E’ dunque necessario rilanciare il discorso dell’autonomia e rimetterlo al centro del dibattito politico per poter sostenere con la propria progettualità politica il disegno autonomistico incompiuto e per poter dare così compiuta attuazione alla Costituzione repubblicana.
6. E di qui ritorniamo al punto di partenza del nostro ragionamento. La battaglia autonomista deve poi inquadrarsi nella logica della complessiva dimensione europea, la nuova e pervasiva dimensione istituzionale sul continente europeo, che può rafforzarla, riempiendola di nuovi contenuti o rappresentare invece la punta di diamante di una strategia di contrasto.
Oggi l’autonomia delle regioni europee rappresenta invero una concreta occasione per ripensare le dinamiche dell’integrazione a livello del continente europeo e in questa dimensione ci inseriamo, consapevoli dell’originalità che ci deriva dal fatto di essere nell’area del Mediterraneo, una componente importante della presenza europea.
Ma le strategie di dialogo con l’Unione europea devono essere particolarmente avvedute, poiché l’Unione con chiarezza è oggi espressione delle stesse logiche di formalizzazione e astrazione sopra descritte che mirano, attraverso una politica delle grandi reti, a una costruzione di un nuovo centralismo e comunque di assetti de-territorializzati.
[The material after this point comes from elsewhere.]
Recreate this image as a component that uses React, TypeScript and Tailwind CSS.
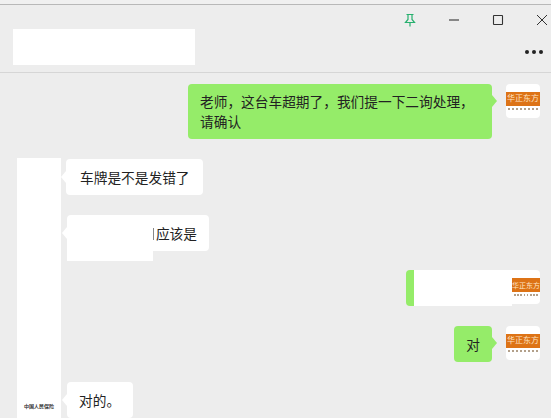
import React from 'react';

const FONT = "font-['Liberation_Sans','Noto_Sans_CJK_SC',sans-serif]";

const Logo: React.FC<{ cut?: boolean }> = ({ cut }) => (
  <div className="w-[34px] h-[34px] shrink-0 bg-white rounded-[4px] pt-[8px] flex flex-col items-end overflow-hidden">
    <div className={`${cut ? 'w-[28px]' : 'w-[34px]'} h-[14px] bg-[#dd7316] overflow-hidden flex items-center justify-center`}>
      <span className={`${cut ? 'text-[7px]' : 'text-[8px]'} leading-none text-[#fde3c4] whitespace-nowrap`}>华正东方</span>
    </div>
    <div className={`${cut ? 'w-[28px]' : 'w-[34px]'} mt-[2px] px-[2px] flex justify-between`}>
      {[0, 1, 2, 3, 4, 5, 6, 7].map((i) => (
        <span key={i} className="w-[1.5px] h-[1.5px] bg-[#b3a08a]"></span>
      ))}
    </div>
  </div>
);

const ArrowRight = () => (
  <span className="w-0 h-0 shrink-0 border-y-[6px] border-y-transparent border-l-[5px] border-l-[#95ec69]"></span>
);

const ArrowLeft = () => (
  <span className="w-0 h-0 shrink-0 border-y-[6px] border-y-transparent border-r-[5px] border-r-white"></span>
);

export default function App() {
  return (
    <div className={`${FONT} w-[551px] h-[418px] overflow-hidden bg-[#ededed] text-[#222] flex flex-col`}>
      <div className="h-[5px] shrink-0 bg-[#f0f0f0] border-b border-[#b8b8b8]"></div>

      <header className="h-[68px] shrink-0 border-b border-[#d6d6d6] flex items-start justify-between pl-[13px] pr-[8px]">
        <div className="w-[182px] h-[36px] mt-[24px] bg-white"></div>
        <div className="flex flex-col items-end">
          <div className="flex items-center h-[30px] gap-[30px]">
            <svg width="14" height="14" viewBox="0 0 14 14" fill="none" stroke="#27b06e" strokeWidth="1.2">
              <path d="M3.5 1.5h7M5 1.5v5L2.5 9.5h9L9 6.5v-5M7 9.5v4" />
            </svg>
            <svg width="14" height="14" viewBox="0 0 14 14" fill="none" stroke="#333" strokeWidth="1.1">
              <path d="M2 7h10" />
            </svg>
            <svg width="14" height="14" viewBox="0 0 14 14" fill="none" stroke="#333" strokeWidth="1.1">
              <rect x="2.5" y="2.5" width="9" height="9" rx="0.5" />
            </svg>
            <svg width="14" height="14" viewBox="0 0 14 14" fill="none" stroke="#333" strokeWidth="1" className="mr-[-6px]">
              <path d="M2 2l10 10M12 2L2 12" />
            </svg>
          </div>
          <div className="flex gap-[3px] mt-[15px]">
            <span className="w-[4px] h-[4px] rounded-full bg-[#222]"></span>
            <span className="w-[4px] h-[4px] rounded-full bg-[#222]"></span>
            <span className="w-[4px] h-[4px] rounded-full bg-[#222]"></span>
          </div>
        </div>
      </header>

      <main className="flex-1 min-h-0 flex flex-col text-[13.7px] leading-[20px]">
        <div className="flex justify-end items-start pt-[11px] pr-[11px]">
          <div className="w-[304px] h-[55px] bg-[#95ec69] rounded-[4px] px-[12px] pt-[9px]">
            老师，这台车超期了，我们提一下二询处理，
            <br />
            请确认
          </div>
          <div className="h-[34px] flex items-center mr-[9px]">
            <ArrowRight />
          </div>
          <Logo />
        </div>

        <div className="flex flex-1 min-h-0 mt-[19px] pl-[17px]">
          <div className="w-[44px] h-[260px] shrink-0 bg-white flex flex-col justify-end items-center pb-[9px]">
            <span className="text-[5px] leading-[5px] font-bold text-[#333] whitespace-nowrap">中国人民保险</span>
          </div>

          <div className="flex-1 flex flex-col pr-[11px]">
            <div className="flex items-center mt-[1px]">
              <div className="w-[5px] flex justify-end"><ArrowLeft /></div>
              <div className="w-[137px] h-[36px] bg-white rounded-[4px] flex items-center pl-[14px] pt-[4px] whitespace-nowrap">
                车牌是不是发错了
              </div>
            </div>

            <div className="flex items-start mt-[20px] h-[46px] relative">
              <div className="w-[6px] h-[36px] flex items-center justify-end"><ArrowLeft /></div>
              <div className="w-[142px] h-[36px] bg-white rounded-[4px] flex items-center justify-end pr-[12px] pt-[4px] whitespace-nowrap">
                应该是
              </div>
              <div className="absolute left-[6px] top-[10px] w-[86px] h-[36px] bg-white"></div>
              <div className="absolute left-[92px] top-[13px] w-px h-[12px] bg-[#888]"></div>
            </div>

            <div className="flex justify-end items-start mt-[10px]">
              <div className="w-[106px] h-[36px] rounded-l-[4px] bg-[#95ec69] mr-[-6px] pl-[8px] overflow-hidden relative z-10">
                <div className="w-[98px] h-[36px] bg-white"></div>
              </div>
              <Logo cut />
            </div>

            <div className="flex justify-end items-start mt-[20px]">
              <div className="w-[38px] h-[36px] bg-[#95ec69] rounded-[4px] flex items-center justify-center pt-[4px]">对</div>
              <div className="h-[34px] flex items-center mr-[9px]">
                <ArrowRight />
              </div>
              <Logo />
            </div>

            <div className="flex items-center mt-[20px]">
              <div className="w-[6px] flex justify-end"><ArrowLeft /></div>
              <div className="w-[66px] h-[36px] bg-white rounded-[4px] flex items-center pl-[12px] pt-[4px] whitespace-nowrap">
                对的。
              </div>
            </div>
          </div>
        </div>
      </main>
    </div>
  );
}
Occorre dunque avviare un serrato confronto con le istituzioni comunitarie consapevoli della alterità dialettica delle posizioni e degli interessi, perché affermare il valore dell’autonomia significa scegliere una consapevole assunzione di responsabilità dal basso, attraverso l’impegno di forze regionali che sappiano fare del loro radicamento territoriale il punto di forza di una nuova concezione della rappresentanza, coniugando la partecipazione diretta con la visione globale dei problemi.